Encoding Watermark Numbers as Reducible Permutation Graphs using Self-inverting Permutations

TL;DR

This paper introduces a new efficient method for encoding watermark numbers as reducible permutation graphs using self-inverting permutations, enhancing robustness and ease of implementation in software watermarking.

Contribution

It presents a novel codec system that encodes watermark numbers as reducible permutation graphs via self-inverting permutations, with linear time encoding and decoding algorithms.

Findings

Encoding and decoding are linear in the size of the watermark's binary representation.

The system effectively detects edge modification attacks with high probability.

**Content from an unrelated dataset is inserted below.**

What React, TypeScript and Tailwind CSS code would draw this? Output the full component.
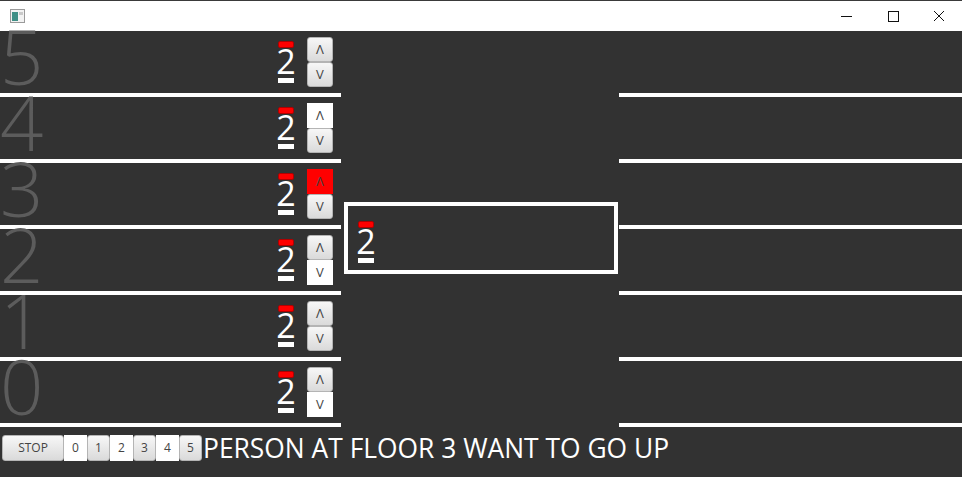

The proposed graphs resemble real program graphs, improving practical applicability.

Abstract

Several graph theoretic watermark methods have been proposed to encode numbers as graph structures in software watermarking environments. In this paper, we propose an efficient and easily implementable codec system for encoding watermark numbers as reducible permutation flow-graphs and, thus, we extend the class of graphs used in such a watermarking environment. More precisely, we present an algorithm for encoding a watermark number $w$ as a self-inverting permutation $\pi^*$, an algorithm for encoding the self-inverting permutation $\pi^*$ into a reducible permutation graph $F[\pi^*]$ whose structure resembles the structure of real program graphs, as well as decoding algorithms which extract the permutation $\pi^*$ from the reducible permutation graph $F[\pi^*]$ and the number $w$ from $\pi^*$. Both the encoding and the decoding process takes time and space linear in the length of the binary representation of $w$. The two main components of our proposed codec system, i.e., the self-inverting permutation $\pi^*$ and the reducible permutation graph $F[\pi^*]$, incorporate the binary representation of the watermark~$w$ in their structure and possess important structural properties, which make our system resilient to attacks; to this end, we experimentally evaluated our system under edge modification attacks on the graph $F[\pi^*]$ and the results show that we can detect such attacks with high probability.